>> Begin DATA BLOCK

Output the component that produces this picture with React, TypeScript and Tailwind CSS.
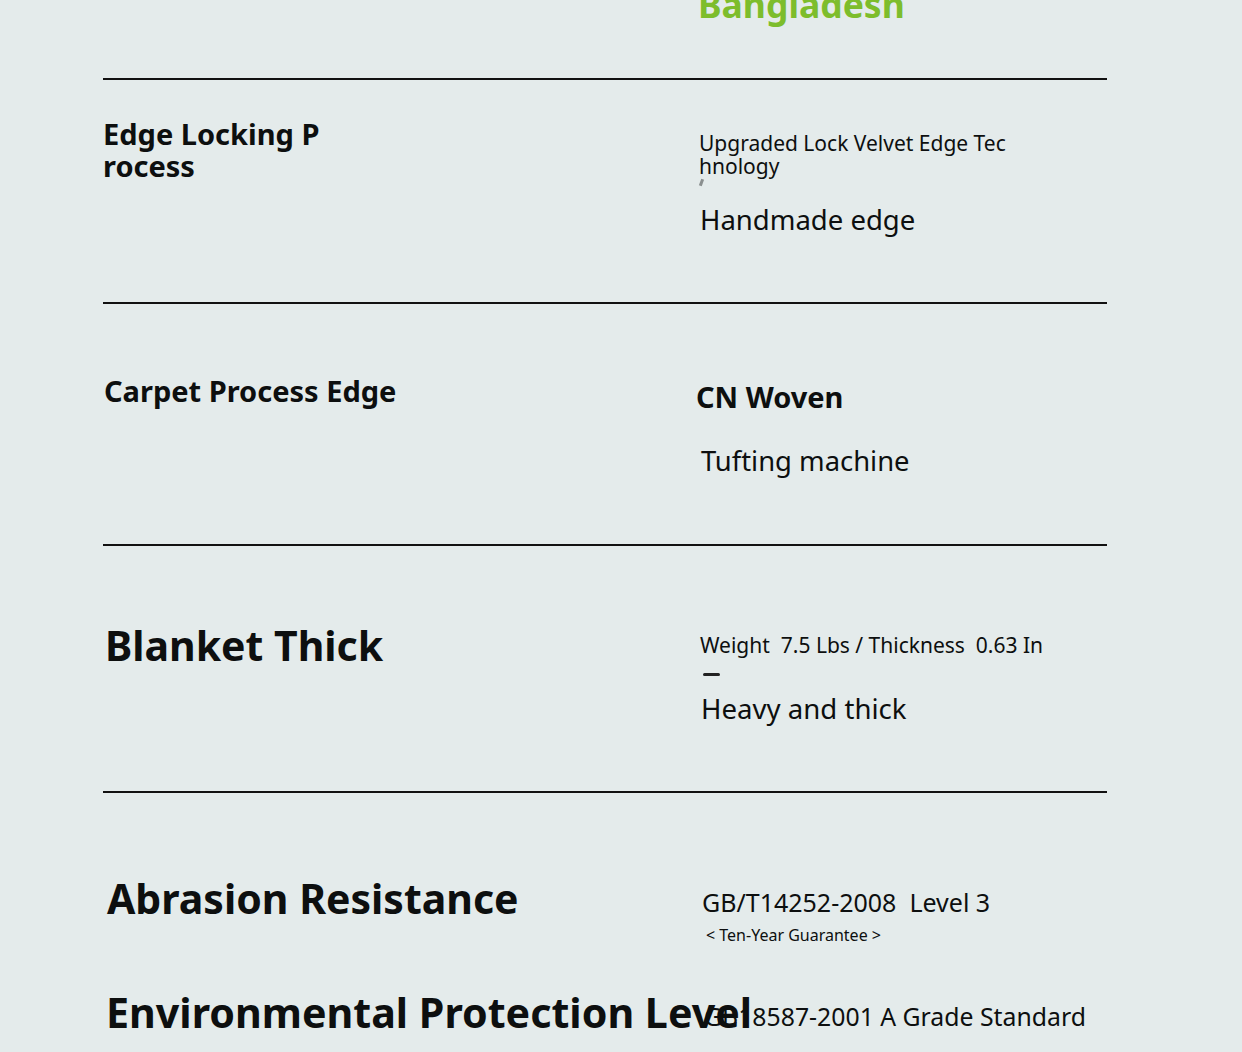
const rule = "h-[2px] bg-[#111]";

function Row({
  left,
  right,
  height,
}: {
  left: React.ReactNode;
  right: React.ReactNode;
  height: number;
}) {
  return (
    <div className="grid grid-cols-[595px_1fr]" style={{ height }}>
      <div>{left}</div>
      <div>{right}</div>
    </div>
  );
}

export default function App() {
  return (
    <div
      className="h-[1052px] w-[1242px] overflow-hidden bg-[#e4ebeb] text-[#0d0f0f]"
      style={{ fontFamily: '"Noto Sans", "Open Sans", sans-serif' }}
    >
      <div className="ml-[103px] w-[1004px]">
        {/* header tail */}
        <div className="flex h-[78px] flex-col">
          <div className="ml-[595px] -mt-[18px] text-[35.5px] font-bold leading-[44px] text-[#7dbd2c]">
            Bangladesh
          </div>
        </div>
        <div className={rule} />

        <Row
          height={222}
          left={
            <div className="mt-[38px] text-[29px] font-bold leading-[32px]">
              Edge Locking P
              <br />
              rocess
            </div>
          }
          right={
            <div className="pt-[52px]">
              <div className="ml-[1px] text-[21px] leading-[23px]">
                Upgraded Lock Velvet Edge Tec
                <br />
                hnology
              </div>
              <div className="ml-[2px] mt-[1px] h-[7px] w-[3px] rotate-[20deg] bg-[#8a8f8f]" />
              <div className="ml-[2px] mt-[16px] text-[27.5px] leading-[36px]">
                Handmade edge
              </div>
            </div>
          }
        />
        <div className={rule} />

        <Row
          height={240}
          left={
            <div className="ml-[1px] mt-[69px] text-[29px] font-bold leading-[36px]">
              Carpet Process Edge
            </div>
          }
          right={
            <div className="pt-[75px]">
              <div className="-ml-[2px] text-[29px] font-bold leading-[36px]">
                CN Woven
              </div>
              <div className="ml-[3px] mt-[28px] text-[27.4px] leading-[36px]">
                Tufting machine
              </div>
            </div>
          }
        />
        <div className={rule} />

        <Row
          height={245}
          left={
            <div className="ml-[2px] mt-[73px] text-[41px] font-bold leading-[52px]">
              Blanket Thick
            </div>
          }
          right={
            <div className="pt-[86px]">
              <div className="ml-[2px] whitespace-pre text-[21px] leading-[26px]">
                {"Weight  7.5 Lbs / Thickness  0.63 In"}
              </div>
              <div className="ml-[5px] mt-[15px] h-[3px] w-[17px] rounded-sm bg-[#222]" />
              <div className="ml-[3px] mt-[14px] text-[27.6px] leading-[36px]">
                Heavy and thick
              </div>
            </div>
          }
        />
        <div className={rule} />

        <div className="grid grid-cols-[595px_1fr]">
          <div>
            <div className="ml-[4px] mt-[79px] whitespace-nowrap text-[41px] font-bold leading-[52px]">
              Abrasion Resistance
            </div>
            <div className="relative z-10 ml-[3px] mt-[62px] whitespace-nowrap text-[41.2px] font-bold leading-[52px]">
              Environmental Protection Level
            </div>
          </div>
          <div className="pt-[93px]">
            <div className="ml-[4px] whitespace-pre text-[25px] leading-[32px]">
              {"GB/T14252-2008  Level 3"}
            </div>
            <div className="ml-[8px] mt-[7px] text-[16px] leading-[20px]">
              {"< Ten-Year Guarantee >"}
            </div>
            <div className="ml-[6px] mt-[55px] whitespace-nowrap text-[24.8px] leading-[32px]">
              GB18587-2001 A Grade Standard
            </div>
          </div>
        </div>
      </div>
    </div>
  );
}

>> End DATA BLOCK

Reproduce the whole listing word for word, setting aside any pictures.

▶ **ANSWER TO THIS PROBLEM**:
Output the component that produces this picture with React, TypeScript and Tailwind CSS.
const rule = "h-[2px] bg-[#111]";

function Row({
  left,
  right,
  height,
}: {
  left: React.ReactNode;
  right: React.ReactNode;
  height: number;
}) {
  return (
    <div className="grid grid-cols-[595px_1fr]" style={{ height }}>
      <div>{left}</div>
      <div>{right}</div>
    </div>
  );
}

export default function App() {
  return (
    <div
      className="h-[1052px] w-[1242px] overflow-hidden bg-[#e4ebeb] text-[#0d0f0f]"
      style={{ fontFamily: '"Noto Sans", "Open Sans", sans-serif' }}
    >
      <div className="ml-[103px] w-[1004px]">
        {/* header tail */}
        <div className="flex h-[78px] flex-col">
          <div className="ml-[595px] -mt-[18px] text-[35.5px] font-bold leading-[44px] text-[#7dbd2c]">
            Bangladesh
          </div>
        </div>
        <div className={rule} />

        <Row
          height={222}
          left={
            <div className="mt-[38px] text-[29px] font-bold leading-[32px]">
              Edge Locking P
              <br />
              rocess
            </div>
          }
          right={
            <div className="pt-[52px]">
              <div className="ml-[1px] text-[21px] leading-[23px]">
                Upgraded Lock Velvet Edge Tec
                <br />
                hnology
              </div>
              <div className="ml-[2px] mt-[1px] h-[7px] w-[3px] rotate-[20deg] bg-[#8a8f8f]" />
              <div className="ml-[2px] mt-[16px] text-[27.5px] leading-[36px]">
                Handmade edge
              </div>
            </div>
          }
        />
        <div className={rule} />

        <Row
          height={240}
          left={
            <div className="ml-[1px] mt-[69px] text-[29px] font-bold leading-[36px]">
              Carpet Process Edge
            </div>
          }
          right={
            <div className="pt-[75px]">
              <div className="-ml-[2px] text-[29px] font-bold leading-[36px]">
                CN Woven
              </div>
              <div className="ml-[3px] mt-[28px] text-[27.4px] leading-[36px]">
                Tufting machine
              </div>
            </div>
          }
        />
        <div className={rule} />

        <Row
          height={245}
          left={
            <div className="ml-[2px] mt-[73px] text-[41px] font-bold leading-[52px]">
              Blanket Thick
            </div>
          }
          right={
            <div className="pt-[86px]">
              <div className="ml-[2px] whitespace-pre text-[21px] leading-[26px]">
                {"Weight  7.5 Lbs / Thickness  0.63 In"}
              </div>
              <div className="ml-[5px] mt-[15px] h-[3px] w-[17px] rounded-sm bg-[#222]" />
              <div className="ml-[3px] mt-[14px] text-[27.6px] leading-[36px]">
                Heavy and thick
              </div>
            </div>
          }
        />
        <div className={rule} />

        <div className="grid grid-cols-[595px_1fr]">
          <div>
            <div className="ml-[4px] mt-[79px] whitespace-nowrap text-[41px] font-bold leading-[52px]">
              Abrasion Resistance
            </div>
            <div className="relative z-10 ml-[3px] mt-[62px] whitespace-nowrap text-[41.2px] font-bold leading-[52px]">
              Environmental Protection Level
            </div>
          </div>
          <div className="pt-[93px]">
            <div className="ml-[4px] whitespace-pre text-[25px] leading-[32px]">
              {"GB/T14252-2008  Level 3"}
            </div>
            <div className="ml-[8px] mt-[7px] text-[16px] leading-[20px]">
              {"< Ten-Year Guarantee >"}
            </div>
            <div className="ml-[6px] mt-[55px] whitespace-nowrap text-[24.8px] leading-[32px]">
              GB18587-2001 A Grade Standard
            </div>
          </div>
        </div>
      </div>
    </div>
  );
}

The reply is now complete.